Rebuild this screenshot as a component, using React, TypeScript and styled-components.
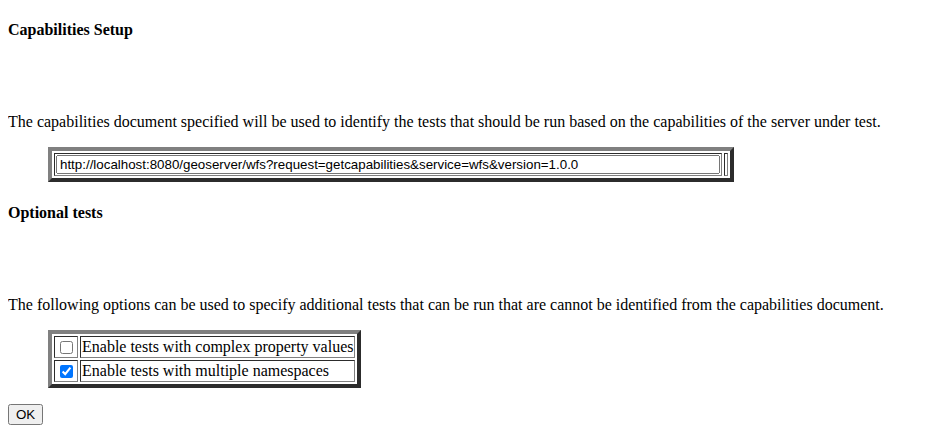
import styled, { createGlobalStyle } from "styled-components";

const Global = createGlobalStyle`
  body {
    margin: 0 8px 8px;
    font-family: "Liberation Serif", "Times New Roman", serif;
    font-size: 16px;
    color: #000;
    background: #fff;
  }
`;

const Heading = styled.h4`
  margin: 21.28px 0 0;
  font-size: 16px;
  font-weight: bold;
`;

const Lead = styled.p`
  margin: 74px 0 16px;
`;

const Indent = styled.blockquote`
  margin: 16px 40px;
`;

const Frame = styled.table`
  border: 4px outset gray;
  border-spacing: 2px;
  border-collapse: separate;
`;

const Cell = styled.td`
  border: 1px inset gray;
  padding: 1px;
  line-height: 18px;
`;

const UrlInput = styled.input`
  width: 664px;
  height: 19px;
  box-sizing: border-box;
  font-family: "Liberation Sans", Arial, sans-serif;
  font-size: 13.33px;
  padding: 0 2px;
  margin: 0;
  vertical-align: top;
`;

const Check = styled.input`
  margin: 3px 3px 2px 4px;
  vertical-align: top;
`;

const OkButton = styled.button`
  font-family: "Liberation Sans", Arial, sans-serif;
  font-size: 13.33px;
  padding: 1px 6px;
  margin: 0;
`;

const options = [
  { label: "Enable tests with complex property values", checked: false },
  { label: "Enable tests with multiple namespaces", checked: true },
];

export default function App() {
  return (
    <>
      <Global />
      <form onSubmit={(e) => e.preventDefault()}>
        <Heading>Capabilities Setup</Heading>
        <Lead>
          The capabilities document specified will be used to identify the tests that should be run
          based on the capabilities of the server under test.
        </Lead>
        <Indent>
          <Frame>
            <tbody>
              <tr>
                <Cell>
                  <UrlInput
                    type="text"
                    defaultValue="http://localhost:8080/geoserver/wfs?request=getcapabilities&service=wfs&version=1.0.0"
                  />
                </Cell>
                <Cell />
              </tr>
            </tbody>
          </Frame>
        </Indent>
        <Heading>Optional tests</Heading>
        <Lead>
          The following options can be used to specify additional tests that can be run that are
          cannot be identified from the capabilities document.
        </Lead>
        <Indent>
          <Frame>
            <tbody>
              {options.map((o) => (
                <tr key={o.label}>
                  <Cell>
                    <Check type="checkbox" defaultChecked={o.checked} />
                  </Cell>
                  <Cell>{o.label}</Cell>
                </tr>
              ))}
            </tbody>
          </Frame>
        </Indent>
        <OkButton type="submit">OK</OkButton>
      </form>
    </>
  );
}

Direction -> Copy each line in full and exactly, omitting any picture.

Solution for this problem ->
Rebuild this screenshot as a component, using React, TypeScript and styled-components.
import styled, { createGlobalStyle } from "styled-components";

const Global = createGlobalStyle`
  body {
    margin: 0 8px 8px;
    font-family: "Liberation Serif", "Times New Roman", serif;
    font-size: 16px;
    color: #000;
    background: #fff;
  }
`;

const Heading = styled.h4`
  margin: 21.28px 0 0;
  font-size: 16px;
  font-weight: bold;
`;

const Lead = styled.p`
  margin: 74px 0 16px;
`;

const Indent = styled.blockquote`
  margin: 16px 40px;
`;

const Frame = styled.table`
  border: 4px outset gray;
  border-spacing: 2px;
  border-collapse: separate;
`;

const Cell = styled.td`
  border: 1px inset gray;
  padding: 1px;
  line-height: 18px;
`;

const UrlInput = styled.input`
  width: 664px;
  height: 19px;
  box-sizing: border-box;
  font-family: "Liberation Sans", Arial, sans-serif;
  font-size: 13.33px;
  padding: 0 2px;
  margin: 0;
  vertical-align: top;
`;

const Check = styled.input`
  margin: 3px 3px 2px 4px;
  vertical-align: top;
`;

const OkButton = styled.button`
  font-family: "Liberation Sans", Arial, sans-serif;
  font-size: 13.33px;
  padding: 1px 6px;
  margin: 0;
`;

const options = [
  { label: "Enable tests with complex property values", checked: false },
  { label: "Enable tests with multiple namespaces", checked: true },
];

export default function App() {
  return (
    <>
      <Global />
      <form onSubmit={(e) => e.preventDefault()}>
        <Heading>Capabilities Setup</Heading>
        <Lead>
          The capabilities document specified will be used to identify the tests that should be run
          based on the capabilities of the server under test.
        </Lead>
        <Indent>
          <Frame>
            <tbody>
              <tr>
                <Cell>
                  <UrlInput
                    type="text"
                    defaultValue="http://localhost:8080/geoserver/wfs?request=getcapabilities&service=wfs&version=1.0.0"
                  />
                </Cell>
                <Cell />
              </tr>
            </tbody>
          </Frame>
        </Indent>
        <Heading>Optional tests</Heading>
        <Lead>
          The following options can be used to specify additional tests that can be run that are
          cannot be identified from the capabilities document.
        </Lead>
        <Indent>
          <Frame>
            <tbody>
              {options.map((o) => (
                <tr key={o.label}>
                  <Cell>
                    <Check type="checkbox" defaultChecked={o.checked} />
                  </Cell>
                  <Cell>{o.label}</Cell>
                </tr>
              ))}
            </tbody>
          </Frame>
        </Indent>
        <OkButton type="submit">OK</OkButton>
      </form>
    </>
  );
}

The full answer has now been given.